Even though we don’t have children of our own, many of us have nieces and nephews or godchildren in our lives. In the past few years, I’ve come to realize how important my role as aunt is. I am a trusted adult with life experience, but I am not the dreaded parent. I am an ear to talk to, but I’m not the rule-maker. Best of all, because I won’t later have to be the disciplinarian, I am free to be fun and silly and maybe even a little bit bad (for example, going out for ice cream within the “You’ll ruin your dinner” timeslot.) I love being an aunt and my only regret is that I’m not geographically closer to my nieces and nephews.
I came across this website, Savvy Aunties, recently. It’s got lots of great information for aunts (and uncles, of course). It’s also a hang-out for childless aunties, and I found a few interesting articles for us there, such as this article about how parenthood is now regarded as a lifestyle choice, and some hot discussions on the forums, like this thread about insensitive things people say.

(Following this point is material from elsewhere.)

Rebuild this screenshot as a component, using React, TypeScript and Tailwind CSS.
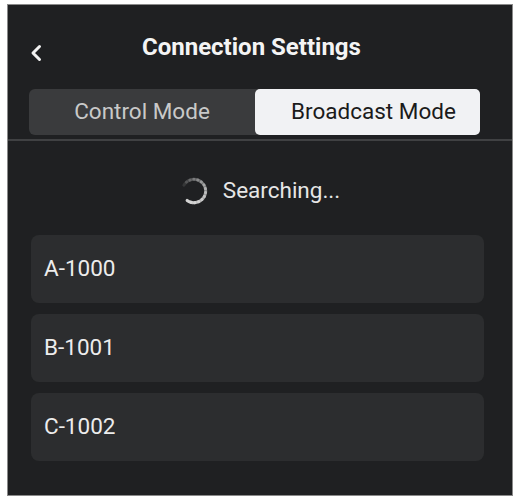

On the subject of being an aunt, my good friend, past guest blogger, and aunt-extraordinaire, Kathleen Guthrie, wrote this article, How to Be the World’s Best Aunt Ever.
Enjoy, Aunties and don’t forget to drop subtle hints to your loved ones that July 25th is Auntie’s Day!
Kathryn says
My nieces & nephews live on the other side of the country & their mother & i don’t get along all that well. I’ve not been much of an aunt to them at all, & i only just met them for the first time at my wedding, almost 6 years ago.

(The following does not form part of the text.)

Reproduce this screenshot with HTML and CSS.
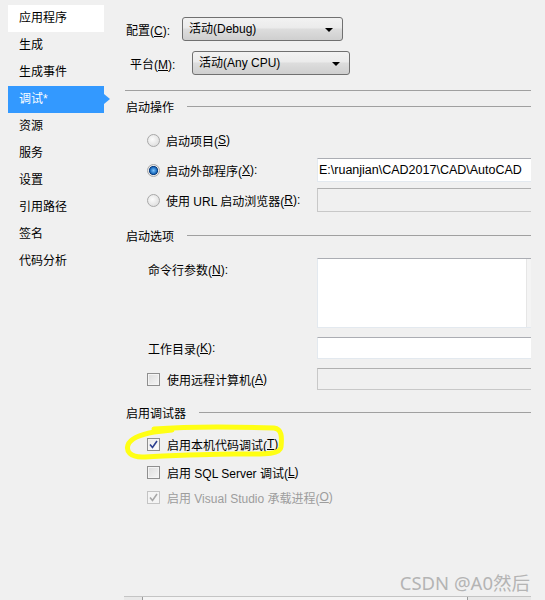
FILE: index.html
```html
<!DOCTYPE html>
<html lang="zh-CN">
<head>
    <meta charset="UTF-8">
    <title>项目属性 - 调试</title>
    <link rel="stylesheet" href="styles.css">
</head>
<body>
<div class="window">
    <ul class="nav">
        <li class="nav-item first">应用程序</li>
        <li class="nav-item">生成</li>
        <li class="nav-item">生成事件</li>
        <li class="nav-item active">调试*</li>
        <li class="nav-item">资源</li>
        <li class="nav-item">服务</li>
        <li class="nav-item">设置</li>
        <li class="nav-item">引用路径</li>
        <li class="nav-item">签名</li>
        <li class="nav-item">代码分析</li>
    </ul>

    <div class="main">
        <div class="combo-row">
            <span class="combo-label">配置(<u>C</u>):</span>
            <div class="combo combo-config">活动(Debug)<span class="caret"></span></div>
        </div>
        <div class="combo-row platform">
            <span class="combo-label">平台(<u>M</u>):</span>
            <div class="combo combo-platform">活动(Any CPU)<span class="caret"></span></div>
        </div>

        <div class="rule"></div>

        <div class="group-head first-head"><span>启动操作</span><i></i></div>
        <div class="opt-row r1">
            <label class="opt"><span class="radio"></span>启动项目(<u>S</u>)</label>
        </div>
        <div class="opt-row r2">
            <label class="opt"><span class="radio on"></span>启动外部程序(<u>X</u>):</label>
            <div class="field">E:\ruanjian\CAD2017\CAD\AutoCAD</div>
        </div>
        <div class="opt-row r2">
            <label class="opt"><span class="radio"></span>使用 URL 启动浏览器(<u>R</u>):</label>
            <div class="field disabled"></div>
        </div>

        <div class="group-head head-2"><span>启动选项</span><i></i></div>
        <div class="opt-row args">
            <label class="opt plain">命令行参数(<u>N</u>):</label>
            <div class="field area"><span class="area-body"></span><span class="area-bar"></span></div>
        </div>
        <div class="opt-row small">
            <label class="opt plain">工作目录(<u>K</u>):</label>
            <div class="field"></div>
        </div>
        <div class="opt-row small">
            <label class="opt"><span class="check"></span>使用远程计算机(<u>A</u>)</label>
            <div class="field disabled"></div>
        </div>

        <div class="group-head head-3"><span>启用调试器</span><i></i></div>
        <div class="check-row c1">
            <span class="check on"><svg width="9" height="9" viewBox="0 0 9 9"><path d="M1 4.5 L3.5 7.5 L8 1" fill="none" stroke="#2c3f8f" stroke-width="1.6"/></svg></span>启用本机代码调试(<u>T</u>)
        </div>
        <div class="check-row c2">
            <span class="check"></span>启用 SQL Server 调试(<u>L</u>)
        </div>
        <div class="check-row c3 muted">
            <span class="check off"><svg width="9" height="9" viewBox="0 0 9 9"><path d="M1 4.5 L3.5 7.5 L8 1" fill="none" stroke="#a8a8a8" stroke-width="1.6"/></svg></span>启用 Visual Studio 承载进程(<u>O</u>)
        </div>

        <div class="hscroll">
            <span class="hs-arrow"></span>
            <span class="hs-thumb"></span>
            <span class="hs-arrow"></span>
        </div>
    </div>

    <svg class="marker" width="170" height="40" viewBox="0 0 170 40">
        <path d="M30 6 C70 3 120 4 150 5 C158 6 158 14 157 24 C156 32 140 31 110 31 C80 31 40 33 18 34 C6 34 2 28 4 22 C6 16 14 12 30 9 L48 7"
              fill="none" stroke="#ffff14" stroke-width="5" stroke-linecap="round" stroke-linejoin="round"/>
    </svg>

    <div class="watermark">CSDN @A0然后</div>
</div>
</body>
</html>
```

FILE: styles.css
```css
body {
    margin: 0;
    background: #f0f0f0;
    font-family: "Liberation Sans", "Noto Sans CJK SC", sans-serif;
    font-size: 12px;
    color: #000;
}
u {
    text-decoration: underline;
}
.window {
    position: relative;
    display: flex;
    width: 545px;
    height: 600px;
    overflow: hidden;
}

/* left navigation */
.nav {
    list-style: none;
    margin: 0;
    padding: 5px 0 0 8px;
    width: 102px;
}
.nav-item {
    position: relative;
    width: 85px;
    height: 27px;
    line-height: 27px;
    padding-left: 11px;
}
.nav-item.first {
    background: #fff;
}
.nav-item.active {
    background: #3399ff;
    color: #fff;
}
.nav-item.active::after {
    content: "";
    position: absolute;
    right: -6px;
    top: 8px;
    border-left: 6px solid #3399ff;
    border-top: 5px solid transparent;
    border-bottom: 5px solid transparent;
}

/* main panel */
.main {
    flex: 1;
    display: flex;
    flex-direction: column;
    padding: 17px 14px 0 16px;
}
.combo-row {
    display: flex;
    align-items: center;
    height: 24px;
}
.combo-row.platform {
    margin-top: 10px;
    padding-left: 4px;
}
.combo-label {
    width: 56px;
}
.platform .combo-label {
    width: 62px;
}
.combo {
    position: relative;
    box-sizing: border-box;
    height: 24px;
    line-height: 22px;
    padding-left: 6px;
    border: 1px solid #707070;
    border-radius: 3px;
    background: linear-gradient(#f2f2f2 0%, #ebebeb 45%, #dddddd 50%, #cfcfcf 100%);
}
.combo-config {
    width: 161px;
}
.combo-platform {
    width: 158px;
}
.caret {
    position: absolute;
    right: 9px;
    top: 10px;
    border-top: 4px solid #000;
    border-left: 4px solid transparent;
    border-right: 4px solid transparent;
}
.rule {
    margin: 15px 0 0 -1px;
    height: 1px;
    background: #a0a0a0;
}

.group-head {
    display: flex;
    align-items: center;
    height: 16px;
}
.group-head span {
    margin-right: 13px;
}
.group-head i {
    flex: 1;
    height: 1px;
    background: #a0a0a0;
}
.first-head {
    margin-top: 7px;
}
.head-2 {
    margin-top: 15px;
}
.head-3 {
    margin-top: 14px;
}

.opt-row {
    display: flex;
    align-items: center;
    height: 24px;
}
.opt-row.r1 {
    margin-top: 14px;
}
.opt-row.r2 {
    margin-top: 6px;
}
.opt-row.args {
    align-items: flex-start;
    height: 70px;
    margin-top: 15px;
}
.opt-row.small {
    height: 22px;
    margin-top: 9px;
}
.opt {
    display: flex;
    align-items: center;
    width: 170px;
    padding-left: 21px;
    flex-shrink: 0;
}
.opt.plain {
    padding-left: 22px;
    width: 169px;
}
.args .opt {
    padding-top: 3px;
}
.field {
    flex: 1;
    box-sizing: border-box;
    height: 100%;
    padding-left: 1px;
    line-height: 22px;
    background: #fff;
    border: 1px solid #e3e9ef;
    border-top-color: #abadb3;
    border-right: none;
    white-space: nowrap;
    overflow: hidden;
    font-size: 12.5px;
}
.field.disabled {
    background: #f0f0f0;
    border-color: #c8c8c8;
    border-top-color: #b0b0b0;
}
.field.area {
    display: flex;
    padding: 0;
}
.area-body {
    flex: 1;
}
.area-bar {
    width: 4px;
    border-left: 1px solid #e6e6e6;
    background: #f4f4f4;
}

/* radios and checks */
.radio {
    box-sizing: border-box;
    width: 13px;
    height: 13px;
    margin-right: 6px;
    border: 1px solid #a8a8a8;
    border-radius: 50%;
    background: radial-gradient(circle at 40% 40%, #fcfcfc 0%, #e2e2e2 70%, #d0d0d0 100%);
}
.radio.on {
    background: radial-gradient(circle, #7ec5ff 0%, #1e6fc0 40%, #0b3a7a 55%, #e8e8e8 62%, #d8d8d8 100%);
}
.check {
    box-sizing: border-box;
    display: inline-flex;
    align-items: center;
    justify-content: center;
    width: 13px;
    height: 13px;
    margin-right: 7px;
    border: 1px solid #8f8f8f;
    background: linear-gradient(135deg, #dcdcdc, #f6f6f6);
    box-shadow: inset 0 0 0 1px #f4f4f4;
}
.check.on {
    background: linear-gradient(135deg, #e8e8e8, #ffffff);
}
.check.off {
    border-color: #c4c4c4;
    background: #f4f4f4;
}
.check-row {
    display: flex;
    align-items: center;
    height: 20px;
    padding-left: 21px;
}
.check-row.c1 {
    margin-top: 14px;
}
.check-row.c2 {
    margin-top: 8px;
}
.check-row.c3 {
    margin-top: 5px;
}
.muted {
    color: #9d9d9d;
}

/* bottom scrollbar edge */
.hscroll {
    display: flex;
    margin: auto 0 0 -2px;
    height: 3px;
    border-top: 1px solid #c4c4c4;
    background: #e8e8e8;
}
.hs-arrow {
    width: 18px;
}
.hs-thumb {
    width: 324px;
    border-left: 1px solid #9a9a9a;
    border-right: 1px solid #9a9a9a;
    background: #f4f4f4;
}

/* annotations over the screenshot */
.marker {
    position: absolute;
    left: 124px;
    top: 423px;
}
.watermark {
    position: absolute;
    right: 15px;
    top: 569px;
    font-family: "Noto Sans", "Noto Sans CJK SC", sans-serif;
    font-size: 18.5px;
    color: #b4b4b4;
}
```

Facebook has allowed me to connect with them a little. Enough so that we invited one of my nieces out to visit us. So i’m having fun with her this week. But i’m far, far from a good Auntie.
Jennifer Gill says
Hey, Kathryn – I wanted to friend you in here but I can’t find you as a member…just wanted you to know. I really enjoy your comments in here and appreciate your gentle strength. 🙂
lmanterfield says
My nieces and nephews are all in England (one now in Italy) so I was not around for most of their childhood years, but now they are teenagers and beyond, we’ve become a lot closer. I hope that will happen for you, too. It’s good to be the wise (young) auntie.
Jennifer Gill says
I’ve just returned from a few nights’ stay at a vacation home with one of my sisters and her kids. Our parents, her husband and his mother were there too – they all live close together in the area where I grew up, and I now live 2.5 hours away. I wouldn’t call myself savvy, but it’s touching how much the kids really seem to love me. I was around when the elder two were born, at least closer by and sometimes able to babysit, but the youngest I don’t know as well. Sometimes he plays really rough (he’s barely 4) and I feel guilty for not being very comfortable around that. Like I don’t want to be correcting or avoiding him when we haven’t had tons of other interaction (the elder two I’ve gotten more cuddle time with). I’m going to go read that article…I do want to make the most of my time with them, and for them to know I am here for them always!